INDIA: Droughts don’t wait for ‘official declaration’.

More than 100 farmers have reportedly committed suicide in Uttar Pradesh, one of the most impoverished states in India, because of a hailstorm that destroyed their crops. The situation will only worsen with 50 of 75 districts being hit by a severe drought. Despite having evidence of the drought, the provincial government took two and a half months to declare it. They announced it step by step, a few districts at a time, with the final declaration coming as late as 19 November, 2015-the Rabi season having already set in! Unfortunately, Uttar Pradesh is not the only province awaiting a drought declaration. The practice is routine for most states, Telangana being a similar case this year.

Uttar Pradesh administration was well aware of the drought-like conditions prevailing in the state by the first week of September. It had admitted that the deficit rainfall in the Kharif season had reached a disastrous 55% in western Uttar Pradesh and was highest in all meteorological sub-divisions in the country. Rainfall deficit for eastern Uttar Pradesh was topped to reach as high as 43 percent.

Anyone, with even a cursory knowledge of agriculture, would know that such a heavy rainfall deficit well into the Kharif season would make crop survival very precarious. Common knowledge would know the effects it would have on farmers already caught in a web of suicides induced by agrarian distress. But then, the government of Uttar Pradesh is not just anyone. It sat on all the data and waited until November to declare a drought. Their declaration put all revenue collections from farmers on hold and brought in a host of relief measures… at least in theory.

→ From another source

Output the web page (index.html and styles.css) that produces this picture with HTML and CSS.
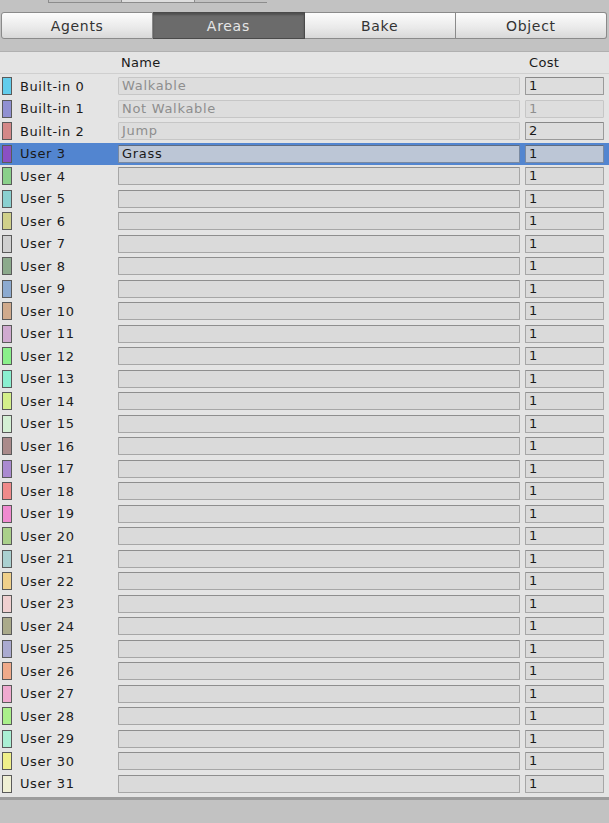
FILE: index.html
```html
<!DOCTYPE html>
<html lang="en">
<head>
  <meta charset="UTF-8">
  <title>Navigation - Areas</title>
  <link rel="stylesheet" href="styles.css">
</head>
<body>
  <div class="tabstrip">
    <span class="tab"></span>
    <span class="tab active"></span>
    <span class="tab"></span>
  </div>
  <div class="toolbar">
    <button class="seg first">Agents</button>
    <button class="seg on">Areas</button>
    <button class="seg">Bake</button>
    <button class="seg last">Object</button>
  </div>

  <div class="panel">
    <div class="head">
      <span class="h-name">Name</span>
      <span class="h-cost">Cost</span>
    </div>
    <div class="list">
      <div class="row builtin"><span class="swatch" style="background:#62cdec"></span><span class="label">Built-in 0</span><span class="field name">Walkable</span><span class="field cost live">1</span></div>
      <div class="row builtin"><span class="swatch" style="background:#9090d2"></span><span class="label">Built-in 1</span><span class="field name">Not Walkable</span><span class="field cost">1</span></div>
      <div class="row builtin"><span class="swatch" style="background:#d48888"></span><span class="label">Built-in 2</span><span class="field name">Jump</span><span class="field cost live">2</span></div>
      <div class="row sel"><span class="swatch" style="background:#8a50c4"></span><span class="label">User 3</span><span class="field name">Grass</span><span class="field cost">1</span></div>
      <div class="row"><span class="swatch" style="background:#8ad08a"></span><span class="label">User 4</span><span class="field name"></span><span class="field cost">1</span></div>
      <div class="row"><span class="swatch" style="background:#8ad0d0"></span><span class="label">User 5</span><span class="field name"></span><span class="field cost">1</span></div>
      <div class="row"><span class="swatch" style="background:#d0d08a"></span><span class="label">User 6</span><span class="field name"></span><span class="field cost">1</span></div>
      <div class="row"><span class="swatch" style="background:#d0d0d0"></span><span class="label">User 7</span><span class="field name"></span><span class="field cost">1</span></div>
      <div class="row"><span class="swatch" style="background:#8caa8c"></span><span class="label">User 8</span><span class="field name"></span><span class="field cost">1</span></div>
      <div class="row"><span class="swatch" style="background:#8caad0"></span><span class="label">User 9</span><span class="field name"></span><span class="field cost">1</span></div>
      <div class="row"><span class="swatch" style="background:#d0aa8c"></span><span class="label">User 10</span><span class="field name"></span><span class="field cost">1</span></div>
      <div class="row"><span class="swatch" style="background:#d0aad0"></span><span class="label">User 11</span><span class="field name"></span><span class="field cost">1</span></div>
      <div class="row"><span class="swatch" style="background:#8af08a"></span><span class="label">User 12</span><span class="field name"></span><span class="field cost">1</span></div>
      <div class="row"><span class="swatch" style="background:#8af0d0"></span><span class="label">User 13</span><span class="field name"></span><span class="field cost">1</span></div>
      <div class="row"><span class="swatch" style="background:#d4f08a"></span><span class="label">User 14</span><span class="field name"></span><span class="field cost">1</span></div>
      <div class="row"><span class="swatch" style="background:#d4f0d4"></span><span class="label">User 15</span><span class="field name"></span><span class="field cost">1</span></div>
      <div class="row"><span class="swatch" style="background:#aa8a8a"></span><span class="label">User 16</span><span class="field name"></span><span class="field cost">1</span></div>
      <div class="row"><span class="swatch" style="background:#aa8ad0"></span><span class="label">User 17</span><span class="field name"></span><span class="field cost">1</span></div>
      <div class="row"><span class="swatch" style="background:#f08a8a"></span><span class="label">User 18</span><span class="field name"></span><span class="field cost">1</span></div>
      <div class="row"><span class="swatch" style="background:#f08ad0"></span><span class="label">User 19</span><span class="field name"></span><span class="field cost">1</span></div>
      <div class="row"><span class="swatch" style="background:#aad08a"></span><span class="label">User 20</span><span class="field name"></span><span class="field cost">1</span></div>
      <div class="row"><span class="swatch" style="background:#aad0d0"></span><span class="label">User 21</span><span class="field name"></span><span class="field cost">1</span></div>
      <div class="row"><span class="swatch" style="background:#f0d08a"></span><span class="label">User 22</span><span class="field name"></span><span class="field cost">1</span></div>
      <div class="row"><span class="swatch" style="background:#f0d0d0"></span><span class="label">User 23</span><span class="field name"></span><span class="field cost">1</span></div>
      <div class="row"><span class="swatch" style="background:#aaaa8a"></span><span class="label">User 24</span><span class="field name"></span><span class="field cost">1</span></div>
      <div class="row"><span class="swatch" style="background:#aaaad0"></span><span class="label">User 25</span><span class="field name"></span><span class="field cost">1</span></div>
      <div class="row"><span class="swatch" style="background:#f0aa8a"></span><span class="label">User 26</span><span class="field name"></span><span class="field cost">1</span></div>
      <div class="row"><span class="swatch" style="background:#f0aad0"></span><span class="label">User 27</span><span class="field name"></span><span class="field cost">1</span></div>
      <div class="row"><span class="swatch" style="background:#aaf08a"></span><span class="label">User 28</span><span class="field name"></span><span class="field cost">1</span></div>
      <div class="row"><span class="swatch" style="background:#aaf0d4"></span><span class="label">User 29</span><span class="field name"></span><span class="field cost">1</span></div>
      <div class="row"><span class="swatch" style="background:#f0f08a"></span><span class="label">User 30</span><span class="field name"></span><span class="field cost">1</span></div>
      <div class="row"><span class="swatch" style="background:#f0f0d4"></span><span class="label">User 31</span><span class="field name"></span><span class="field cost">1</span></div>
    </div>
  </div>
</body>
</html>
```

FILE: styles.css
```css
body {
  margin: 0;
  background: #c2c2c2;
  font-family: "DejaVu Sans", Verdana, sans-serif;
  color: #1a1a1a;
}
.tabstrip {
  display: flex;
  height: 3px;
  padding-left: 48px;
}
.tab {
  width: 72px;
  border-left: 1px solid #8c8c8c;
  border-bottom: 1px solid #8c8c8c;
}
.tab.active {
  background: #dedede;
}
.toolbar {
  display: flex;
  padding: 9px 2px 0 1px;
  height: 27px;
}
.seg {
  flex: 1;
  height: 27px;
  margin: 0;
  font-family: inherit;
  font-size: 14px;
  letter-spacing: 0.7px;
  color: #333;
  background: linear-gradient(to bottom, #fcfcfc, #e9e9e9 60%, #d8d8d8);
  border: 1px solid #8a8a8a;
  border-left: none;
  padding: 0;
}
.seg.first {
  border-left: 1px solid #8a8a8a;
  border-radius: 3px 0 0 3px;
}
.seg.last {
  border-radius: 0 3px 3px 0;
}
.seg.on {
  background: #6b6b6b;
  color: #e6e6e6;
  border-color: #4a4a4a;
  box-shadow: inset 0 2px 2px rgba(0, 0, 0, 0.25);
}
.panel {
  margin-top: 12px;
  background: #e4e4e4;
  border-top: 1px solid #b0b0b0;
  border-bottom: 3px solid #9c9c9c;
}
.head {
  display: flex;
  height: 21px;
  align-items: center;
  font-size: 13px;
  letter-spacing: 0.3px;
  border-bottom: 1px solid #cfcfcf;
}
.h-name {
  margin-left: 121px;
  width: 408px;
}
.list {
  padding: 1px 0 2px;
}
.row {
  display: flex;
  align-items: center;
  height: 22.5px;
  font-size: 13px;
}
.swatch {
  width: 8px;
  height: 16px;
  margin-left: 2px;
  border: 1px solid #5a5a5a;
  flex-shrink: 0;
}
.label {
  width: 97px;
  margin-left: 8px;
  letter-spacing: 0.6px;
}
.field {
  height: 16px;
  line-height: 16px;
  padding-left: 3px;
  background: #dadada;
  border: 1px solid #a6a6a6;
  border-top-color: #8e8e8e;
  border-radius: 1px;
  box-sizing: content-box;
  white-space: nowrap;
  overflow: hidden;
  letter-spacing: 0.7px;
}
.field.name {
  width: 397px;
  margin-left: 1px;
}
.field.cost {
  width: 74px;
  margin-left: 5px;
}
.builtin .field {
  color: #8e8e8e;
  border-color: #c6c6c6;
  background: #dddddd;
}
.builtin .field.live {
  color: #1a1a1a;
  border-color: #9a9a9a;
  border-top-color: #888;
}
.row.sel {
  background: #5285d0;
}
.row.sel .field {
  background: #bcc6d6;
  border-color: #7a8aa2;
  border-top-color: #5e6c82;
}
```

Delay in declaring a drought denies farmers of temporary relief measures, despite the fact that they are often the only life lines available to small and marginal farmers. Revenue collection, for instance, keeps popping up in farm suicide data reports. Failure to pay their dues and the resultant harassment from revenue officials causes a loss of honour. At times it becomes a strong enough reason to force farmers to take their own lives in a society deeply rooted in patriarchal codes of honour.

Other drought-relief measures include: state supported contingency crop planning, relief employment providing a source of livelihood, aid in setting up tube wells or other sources of irrigation and providing food as well as cattle fodder. All of this, however, would only start after an official declaration of drought. With negligible insurance coverage for farmers in India, some studies put Uttar Pradesh at the bottom of the list with merely 3.5 percent of farmers with crop insurance. Crop failure often means the beginning of the end for affected families.

Add to this the absurd eye estimation of a revenue clerk looking at a crop while calculating the losses’ practice employed for deciding compensation for loss. It seems the picture cannot get grimmer. But it can. It is a fact that under the National Diaster Relief Fund norms, the maximum cash relief a farmer can get is Rs 2,750 per acre in rain fed areas and Rs 5,465 per acre in assured irrigation areas. The cash relief is then capped at Rs 13,475 and Rs 26,778 for rain fed and irrigated areas respectively. A cruel joke indeed.

This is the situation on the ground, in the face of the need of building a real time response system for dealing with the agrarian crisis. Real time responses, however, need to acknowledge the crisis in real time. A drought, that would destroy lives, cannot wait for ‘official recognition’.